Stefano Carina, Il Messaggero 7/5/2014, 7 maggio 2014
SICUREZZA, I CLUB IN RIVOLTA MA CAIRO APRE: PARLIAMONE
ROMA Le parole del Presidente del Consiglio, Matteo Renzi («Tra giugno, luglio e agosto convocheremo le società e porteremo un principio fondamentale: le società dovranno anche prendersi cura del pagamento dell’ordine pubblico, non voglio che paghino i cittadini») agitano il mondo del calcio. Se molti club preferiscono non intervenire sulla questione - non volendo «prestarsi al gioco delle istituzioni che hanno bisogno di trovare soluzioni rapide ed efficienti per placare il mal di pancia dell’opinione pubblica» - altri, come il presidente del Bologna, Albano Guaraldi, respingono al mittente la proposta: «È lo Stato che deve garantire la sicurezza, noi paghiamo già milioni di tasse. Le società fanno già molto, mettendo gli stewards e garantendo, di fatto, la sicurezza dentro gli stadi». Parole condivise anche da Silvio Berlusconi: «Non credo sia utile e possibile per due motivi. In primis tutte le società presentano bilanci difficili, molti in deficit e non possono permettersi questa spesa. Inoltre non avrebbero mai la competenza per un’efficace sistema di sicurezza».

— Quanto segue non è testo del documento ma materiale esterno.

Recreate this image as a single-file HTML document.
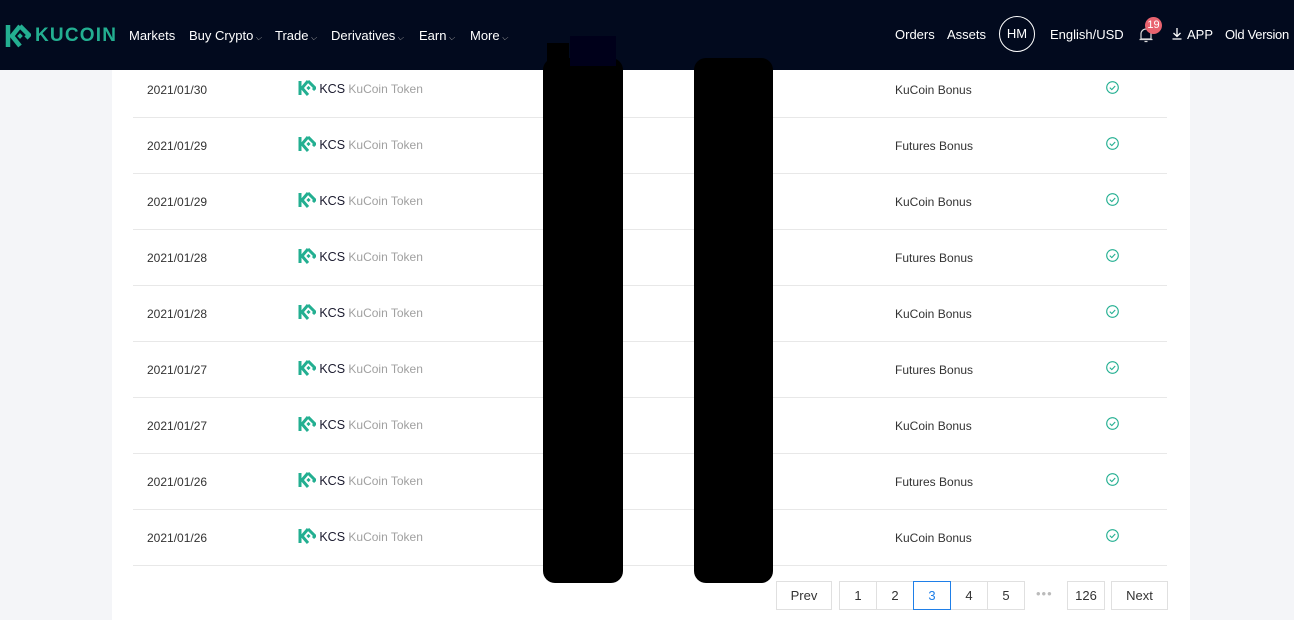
<!DOCTYPE html>
<html><head><meta charset="utf-8"><style>
*{margin:0;padding:0;box-sizing:border-box}
html,body{width:1294px;height:620px;overflow:hidden}
body{background:#f4f5f8;font-family:"Liberation Sans",sans-serif;position:relative}
.hdr{position:absolute;left:0;top:0;width:1294px;height:70px;background:#020a1e;color:#fff;font-size:13px}
.hdr span{position:absolute;top:28px;white-space:nowrap}
.car{font-size:8px;color:#aaa;margin-left:2px}
.card{position:absolute;left:112px;top:62px;width:1078px;height:558px;background:#fff}
.row{position:absolute;left:133px;width:1034px;height:56px;border-bottom:1px solid #e8e8e8;font-size:12px;color:#333}
.row div{position:absolute;top:21px;white-space:nowrap}
.row .c{top:18px;font-size:12px}
.kcs{color:#1a1a2e;font-size:12.5px}
.tok{color:#a0a0a0;font-size:12px}
.blk{position:absolute;background:#000;border-radius:12px}
.pg{position:absolute;top:581px;height:29px;border:1px solid #e0e0e0;background:#fff;font-size:13px;color:#333;text-align:center;line-height:27px}
</style></head><body>
<div class="card"></div>
<div class="row" style="top:62px"><div style="left:14px">2021/01/30</div><div class="c" style="left:165px"><svg width="18" height="16" viewBox="0 0 18 16" style="vertical-align:-3px"><path d="M2 1v14" stroke="#23af91" stroke-width="3"/><path d="M10 1L4 8l6 7M10 1l7 7-2 2" stroke="#23af91" stroke-width="3" fill="none"/><rect x="9" y="6.5" width="3" height="3" fill="#23af91" transform="rotate(45 10.5 8)"/></svg> <span class="kcs">KCS</span> <span class="tok">KuCoin Token</span></div><div style="left:762px">KuCoin Bonus</div><div style="left:973px;top:19px"><svg width="13" height="13" viewBox="0 0 13 13"><circle cx="6.5" cy="6.5" r="5.8" fill="none" stroke="#23af91" stroke-width="1.1"/><path d="M3.8 6.6l2 2 3.4-3.6" fill="none" stroke="#23af91" stroke-width="1.1"/></svg></div></div>
<div class="row" style="top:118px"><div style="left:14px">2021/01/29</div><div class="c" style="left:165px"><svg width="18" height="16" viewBox="0 0 18 16" style="vertical-align:-3px"><path d="M2 1v14" stroke="#23af91" stroke-width="3"/><path d="M10 1L4 8l6 7M10 1l7 7-2 2" stroke="#23af91" stroke-width="3" fill="none"/><rect x="9" y="6.5" width="3" height="3" fill="#23af91" transform="rotate(45 10.5 8)"/></svg> <span class="kcs">KCS</span> <span class="tok">KuCoin Token</span></div><div style="left:762px">Futures Bonus</div><div style="left:973px;top:19px"><svg width="13" height="13" viewBox="0 0 13 13"><circle cx="6.5" cy="6.5" r="5.8" fill="none" stroke="#23af91" stroke-width="1.1"/><path d="M3.8 6.6l2 2 3.4-3.6" fill="none" stroke="#23af91" stroke-width="1.1"/></svg></div></div>
<div class="row" style="top:174px"><div style="left:14px">2021/01/29</div><div class="c" style="left:165px"><svg width="18" height="16" viewBox="0 0 18 16" style="vertical-align:-3px"><path d="M2 1v14" stroke="#23af91" stroke-width="3"/><path d="M10 1L4 8l6 7M10 1l7 7-2 2" stroke="#23af91" stroke-width="3" fill="none"/><rect x="9" y="6.5" width="3" height="3" fill="#23af91" transform="rotate(45 10.5 8)"/></svg> <span class="kcs">KCS</span> <span class="tok">KuCoin Token</span></div><div style="left:762px">KuCoin Bonus</div><div style="left:973px;top:19px"><svg width="13" height="13" viewBox="0 0 13 13"><circle cx="6.5" cy="6.5" r="5.8" fill="none" stroke="#23af91" stroke-width="1.1"/><path d="M3.8 6.6l2 2 3.4-3.6" fill="none" stroke="#23af91" stroke-width="1.1"/></svg></div></div>
<div class="row" style="top:230px"><div style="left:14px">2021/01/28</div><div class="c" style="left:165px"><svg width="18" height="16" viewBox="0 0 18 16" style="vertical-align:-3px"><path d="M2 1v14" stroke="#23af91" stroke-width="3"/><path d="M10 1L4 8l6 7M10 1l7 7-2 2" stroke="#23af91" stroke-width="3" fill="none"/><rect x="9" y="6.5" width="3" height="3" fill="#23af91" transform="rotate(45 10.5 8)"/></svg> <span class="kcs">KCS</span> <span class="tok">KuCoin Token</span></div><div style="left:762px">Futures Bonus</div><div style="left:973px;top:19px"><svg width="13" height="13" viewBox="0 0 13 13"><circle cx="6.5" cy="6.5" r="5.8" fill="none" stroke="#23af91" stroke-width="1.1"/><path d="M3.8 6.6l2 2 3.4-3.6" fill="none" stroke="#23af91" stroke-width="1.1"/></svg></div></div>
<div class="row" style="top:286px"><div style="left:14px">2021/01/28</div><div class="c" style="left:165px"><svg width="18" height="16" viewBox="0 0 18 16" style="vertical-align:-3px"><path d="M2 1v14" stroke="#23af91" stroke-width="3"/><path d="M10 1L4 8l6 7M10 1l7 7-2 2" stroke="#23af91" stroke-width="3" fill="none"/><rect x="9" y="6.5" width="3" height="3" fill="#23af91" transform="rotate(45 10.5 8)"/></svg> <span class="kcs">KCS</span> <span class="tok">KuCoin Token</span></div><div style="left:762px">KuCoin Bonus</div><div style="left:973px;top:19px"><svg width="13" height="13" viewBox="0 0 13 13"><circle cx="6.5" cy="6.5" r="5.8" fill="none" stroke="#23af91" stroke-width="1.1"/><path d="M3.8 6.6l2 2 3.4-3.6" fill="none" stroke="#23af91" stroke-width="1.1"/></svg></div></div>
<div class="row" style="top:342px"><div style="left:14px">2021/01/27</div><div class="c" style="left:165px"><svg width="18" height="16" viewBox="0 0 18 16" style="vertical-align:-3px"><path d="M2 1v14" stroke="#23af91" stroke-width="3"/><path d="M10 1L4 8l6 7M10 1l7 7-2 2" stroke="#23af91" stroke-width="3" fill="none"/><rect x="9" y="6.5" width="3" height="3" fill="#23af91" transform="rotate(45 10.5 8)"/></svg> <span class="kcs">KCS</span> <span class="tok">KuCoin Token</span></div><div style="left:762px">Futures Bonus</div><div style="left:973px;top:19px"><svg width="13" height="13" viewBox="0 0 13 13"><circle cx="6.5" cy="6.5" r="5.8" fill="none" stroke="#23af91" stroke-width="1.1"/><path d="M3.8 6.6l2 2 3.4-3.6" fill="none" stroke="#23af91" stroke-width="1.1"/></svg></div></div>
<div class="row" style="top:398px"><div style="left:14px">2021/01/27</div><div class="c" style="left:165px"><svg width="18" height="16" viewBox="0 0 18 16" style="vertical-align:-3px"><path d="M2 1v14" stroke="#23af91" stroke-width="3"/><path d="M10 1L4 8l6 7M10 1l7 7-2 2" stroke="#23af91" stroke-width="3" fill="none"/><rect x="9" y="6.5" width="3" height="3" fill="#23af91" transform="rotate(45 10.5 8)"/></svg> <span class="kcs">KCS</span> <span class="tok">KuCoin Token</span></div><div style="left:762px">KuCoin Bonus</div><div style="left:973px;top:19px"><svg width="13" height="13" viewBox="0 0 13 13"><circle cx="6.5" cy="6.5" r="5.8" fill="none" stroke="#23af91" stroke-width="1.1"/><path d="M3.8 6.6l2 2 3.4-3.6" fill="none" stroke="#23af91" stroke-width="1.1"/></svg></div></div>
<div class="row" style="top:454px"><div style="left:14px">2021/01/26</div><div class="c" style="left:165px"><svg width="18" height="16" viewBox="0 0 18 16" style="vertical-align:-3px"><path d="M2 1v14" stroke="#23af91" stroke-width="3"/><path d="M10 1L4 8l6 7M10 1l7 7-2 2" stroke="#23af91" stroke-width="3" fill="none"/><rect x="9" y="6.5" width="3" height="3" fill="#23af91" transform="rotate(45 10.5 8)"/></svg> <span class="kcs">KCS</span> <span class="tok">KuCoin Token</span></div><div style="left:762px">Futures Bonus</div><div style="left:973px;top:19px"><svg width="13" height="13" viewBox="0 0 13 13"><circle cx="6.5" cy="6.5" r="5.8" fill="none" stroke="#23af91" stroke-width="1.1"/><path d="M3.8 6.6l2 2 3.4-3.6" fill="none" stroke="#23af91" stroke-width="1.1"/></svg></div></div>
<div class="row" style="top:510px"><div style="left:14px">2021/01/26</div><div class="c" style="left:165px"><svg width="18" height="16" viewBox="0 0 18 16" style="vertical-align:-3px"><path d="M2 1v14" stroke="#23af91" stroke-width="3"/><path d="M10 1L4 8l6 7M10 1l7 7-2 2" stroke="#23af91" stroke-width="3" fill="none"/><rect x="9" y="6.5" width="3" height="3" fill="#23af91" transform="rotate(45 10.5 8)"/></svg> <span class="kcs">KCS</span> <span class="tok">KuCoin Token</span></div><div style="left:762px">KuCoin Bonus</div><div style="left:973px;top:19px"><svg width="13" height="13" viewBox="0 0 13 13"><circle cx="6.5" cy="6.5" r="5.8" fill="none" stroke="#23af91" stroke-width="1.1"/><path d="M3.8 6.6l2 2 3.4-3.6" fill="none" stroke="#23af91" stroke-width="1.1"/></svg></div></div>

<div class="hdr">
<svg style="position:absolute;left:5px;top:24px" width="26" height="24" viewBox="0 0 26 24"><path d="M3 1v22" stroke="#23af91" stroke-width="4.5"/><path d="M15 2L7 12l8 10M15 2l9 9-3 3" stroke="#23af91" stroke-width="4.5" fill="none"/><rect x="13" y="10" width="4" height="4" fill="#23af91" transform="rotate(45 15 12)"/></svg>
<span style="left:35px;top:25px;font-size:19px;font-weight:bold;color:#23af91;letter-spacing:1.2px">KUCOIN</span>
<span style="left:129px">Markets</span>
<span style="left:189px">Buy Crypto<i class="car">⌵</i></span>
<span style="left:275px">Trade<i class="car">⌵</i></span>
<span style="left:331px">Derivatives<i class="car">⌵</i></span>
<span style="left:419px">Earn<i class="car">⌵</i></span>
<span style="left:470px">More<i class="car">⌵</i></span>
<span style="left:895px;top:27px">Orders</span>
<span style="left:947px;top:27px">Assets</span>
<div style="position:absolute;left:999px;top:16px;width:36px;height:36px;border:1.5px solid #fff;border-radius:50%;text-align:center;line-height:33px;font-size:13px">HM</div>
<span style="left:1050px;top:27px">English/USD</span>
<svg style="position:absolute;left:1139px;top:27px" width="14" height="16" viewBox="0 0 14 16"><path d="M2 12V7a5 5 0 0110 0v5zM0.5 12.5h13M5.5 14.5h3" stroke="#ddd" stroke-width="1.2" fill="none"/></svg>
<div style="position:absolute;left:1145px;top:17px;width:17px;height:17px;border-radius:50%;background:#e8636f;font-size:11px;text-align:center;line-height:17px;color:#fff">19</div>
<svg style="position:absolute;left:1172px;top:28px" width="10" height="12" viewBox="0 0 10 12"><path d="M5 0v8M1.5 5l3.5 3.5L8.5 5M0.5 11h9" stroke="#fff" stroke-width="1.3" fill="none"/></svg>
<span style="left:1187px;top:27px">APP</span>
<span style="left:1225px;top:27px;letter-spacing:-0.3px">Old Version</span>
</div>

<div class="blk" style="left:543px;top:58px;width:80px;height:525px"></div>
<div style="position:absolute;left:547px;top:43px;width:22px;height:30px;background:#000"></div>
<div style="position:absolute;left:570px;top:36px;width:46px;height:30px;background:#00001a"></div>
<div class="blk" style="left:694px;top:58px;width:79px;height:525px"></div>

<div class="pg" style="left:776px;width:56px">Prev</div>
<div class="pg" style="left:839px;width:38px">1</div>
<div class="pg" style="left:876px;width:38px">2</div>
<div class="pg" style="left:913px;width:38px;border-color:#1f7fe8;color:#1f7fe8;z-index:2">3</div>
<div class="pg" style="left:950px;width:38px">4</div>
<div class="pg" style="left:987px;width:38px">5</div>
<div style="position:absolute;left:1036px;top:586px;color:#bbb;font-size:13px;letter-spacing:1px">•••</div>
<div class="pg" style="left:1067px;width:38px">126</div>
<div class="pg" style="left:1111px;width:57px">Next</div>
</body></html>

C’è poi la variabile-Lotito: «Se Renzi pensa che le squadre di calcio debbano pagare le spese per la sicurezza delle manifestazioni sportive, allora deve mettere i club in condizione di realizzare gli stadi di proprietà come avviene da tanti anni in tutti i paesi calcisticamente rilevanti. Soltanto in questa ipotesi le società potranno consentire l’accesso unicamente alle persone rispettose delle regole del vivere civile alle manifestazioni sportive e quindi garantirne a loro spese la sicurezza e la regolarità». Insieme al presidente della Lazio, uno dei pochi a non bocciare a priori la proposta del presidente del Consiglio è Urbano Cairo, proprietario del Torino.
Presidente, cosa pensa della proposta arrivata dal premier Renzi?
«Ci voglio ragionare, è una proposta che va analizzata nella sua interezza. Così, su due piedi, non saprei dare una risposta immediata e tra l’altro non sono il tipo che dice no a priori».
Ha timore che a quel punto i costi per i club possano diventare insostenibili?
«Vorrei ricordare che le società contribuiscono già con un numero rilevante di stewards. Di media, noi del Torino, in casa abbiamo 15-18mila spettatori a partita e gli steward variano dai 250 ai 270. Parliamo, dunque, di uno ogni 70 persone e questi per noi sono già costi importanti».
Nulla a che vedere però con le spese con le quali è alle prese lo Stato. Uno steward viene retribuito mediamente 40 euro mentre per ogni campionato, secondo calcoli fatti da fonti del ministero dell’Interno, lo Stato spende 20 milioni per garantire l’ordine pubblico negli stadi: 18 per le indennità degli agenti impegnati, due per i mezzi e il carburante.
«Ne sono consapevole. Partendo dal presupposto che il mondo del calcio già dà molto allo Stato dal punto di vista della contribuzione e della tassazione (quantificato recentemente dal presidente della Federazione gioco calcio, Abete, in un miliardo di euro, ndr) se sono proposte che vengono ragionate e condivise, dico perché no? Come c’è stato un incremento dei costi con l’introduzione degli steward possiamo anche ampliarli. Dunque aspettiamo di essere convocati da Renzi e vedremo».
Pensa che quella contro la violenza sia una battaglia che Stato e mondo del calcio possono vincere?
«Il problema è che se da un lato bisogna garantire la sicurezza negli stadi e fuori, dall’altro non si può pensare di farlo esclusivamente con la presenza di agenti. Va svolto un lavoro a monte, a livello ambientale. Vediamo ad esempio quello che accade in Inghilterra, Germania, Francia o in Spagna, e proviamo a vedere quali sono i modelli che già funzionano».
Ieri il sindacato di Polizia, ha chiesto «di spezzare il filo rosso di connivenze e complicità che esiste con i settori più caldi del tifo organizzato» (tra l’altro già vietato dall’articolo 8 della legge 41 del 2007). Lei ha mai subito pressioni di questo tipo?
«Non ho problematiche di questo genere con la tifoseria del Torino e le parla una persona che ha vissuto momenti difficili dovendo subire più di una contestazione. Quando entri nel calcio sei consapevole che è un’altalena ma tutto, o quasi, dipende dai risultati».